--- START INPUT MATERIAL ---
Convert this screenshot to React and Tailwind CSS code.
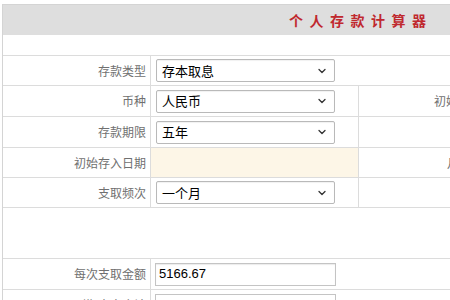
import React from "react";
import { ChevronDown } from "lucide-react";

const label = "text-[12px] text-[#707070] text-right";

function Select({ value }) {
  return (
    <div className="ml-[5px] w-[179px] h-[23px] border border-[#b9b9b9] rounded-[2px] bg-white flex items-center justify-between pl-[5px] pr-[6px] shadow-[inset_0_1px_1px_rgba(0,0,0,0.06)]">
      <span className="text-[13px] text-black">{value}</span>
      <ChevronDown size={12} strokeWidth={2.6} className="text-[#333]" />
    </div>
  );
}

function Row({ h, name, children, right, rightText, bg }) {
  return (
    <div className={`flex border-b border-[#dcdcdc] ${h}`}>
      <div className={`w-[148px] shrink-0 border-r border-[#dcdcdc] flex items-center justify-end pr-[4px] ${label}`}>
        {name}
      </div>
      <div className={`w-[208px] shrink-0 flex items-center ${right ? "border-r border-[#dcdcdc]" : ""} ${bg || ""}`}>
        {children}
      </div>
      {right && (
        <div className={`flex-1 flex items-center ${label}`}>
          <span className="pl-[75px]">{rightText}</span>
        </div>
      )}
    </div>
  );
}

export default function App() {
  return (
    <div
      className="w-[450px] h-[300px] overflow-hidden bg-white"
      style={{ fontFamily: '"Noto Sans CJK SC", "Liberation Sans", sans-serif' }}
    >
      <div className="mt-[4px] ml-[2px] w-[600px] border-t border-l border-[#d4d4d4]">
        <div className="h-[30px] bg-[#dedede] flex items-center pl-[286px]">
          <span className="text-[14px] font-bold text-[#c0282e] tracking-[6.5px]">个人存款计算器</span>
        </div>
        <div className="h-[21px] border-b border-[#dcdcdc]" />
        <Row h="h-[30px]" name="存款类型">
          <Select value="存本取息" />
        </Row>
        <Row h="h-[31px]" name="币种" right rightText="初始存入金额">
          <Select value="人民币" />
        </Row>
        <Row h="h-[31px]" name="存款期限" right rightText="">
          <Select value="五年" />
        </Row>
        <Row h="h-[30px]" name="初始存入日期" right rightText={<span className="pl-[13px]">月</span>} bg="bg-[#fdf6e7]" />
        <Row h="h-[30px]" name="支取频次" right rightText="">
          <Select value="一个月" />
        </Row>
        <div className="h-[51px] border-b border-[#dcdcdc]" />
        <Row h="h-[31px]" name="每次支取金额">
          <div className="ml-[4px] w-[181px] h-[23px] border border-[#c4c4c4] bg-white flex items-center pl-[3px] shadow-[inset_0_1px_1px_rgba(0,0,0,0.08)]">
            <span className="text-[13px] text-black" style={{ fontFamily: '"Liberation Sans", sans-serif' }}>5166.67</span>
          </div>
        </Row>
        <Row h="h-[31px]" name="到期本息合计">
          <div className="ml-[4px] w-[181px] h-[23px] border border-[#c4c4c4] bg-white" />
        </Row>
      </div>
    </div>
  );
}
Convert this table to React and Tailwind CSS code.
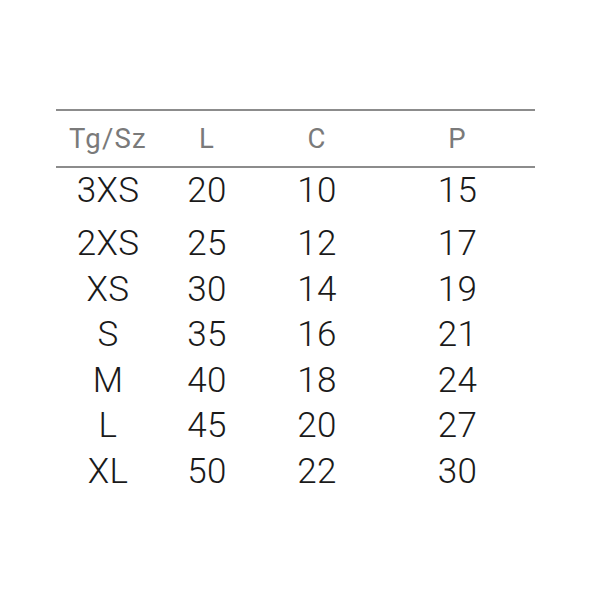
export default function App() {
  const rows = [
    ["3XS", "20", "10", "15"],
    ["2XS", "25", "12", "17"],
    ["XS", "30", "14", "19"],
    ["S", "35", "16", "21"],
    ["M", "40", "18", "24"],
    ["L", "45", "20", "27"],
    ["XL", "50", "22", "30"],
  ];
  const cols = ["w-[104px]", "w-[94px]", "w-[126px]", "w-[155px]"];
  return (
    <div
      className="w-[600px] h-[600px] bg-white pt-[109px] pl-[56px]"
      style={{ fontFamily: "Roboto, 'Liberation Sans', sans-serif" }}
    >
      <div className="w-[479px]">
        <div className="border-t-2 border-b-2 border-[#8c8c8c] flex h-[59px] items-start">
          {["Tg/Sz", "L", "C", "P"].map((h, i) => (
            <div
              key={h}
              className={`${cols[i]} text-center text-[27.5px] leading-[55px] font-normal text-[#7a7a7a] tracking-[1.2px]`}
            >
              {h}
            </div>
          ))}
        </div>
        {rows.map((r, ri) => (
          <div
            key={r[0]}
            className={`flex ${ri === 0 ? "h-[53px]" : "h-[45.6px]"}`}
          >
            {r.map((c, i) => (
              <div
                key={i}
                className={`${cols[i]} text-center text-[35px] leading-[46px] font-light text-[#1a1a1a] tracking-[0.3px]`}
              >
                {c}
              </div>
            ))}
          </div>
        ))}
      </div>
    </div>
  );
}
--- END INPUT MATERIAL ---
▶ **SHORT TASK**
Locate each line with the word "Convert" and copy it.

▶ **ANSWER TO THE PROBLEM**
Convert this screenshot to React and Tailwind CSS code.
Convert this table to React and Tailwind CSS code.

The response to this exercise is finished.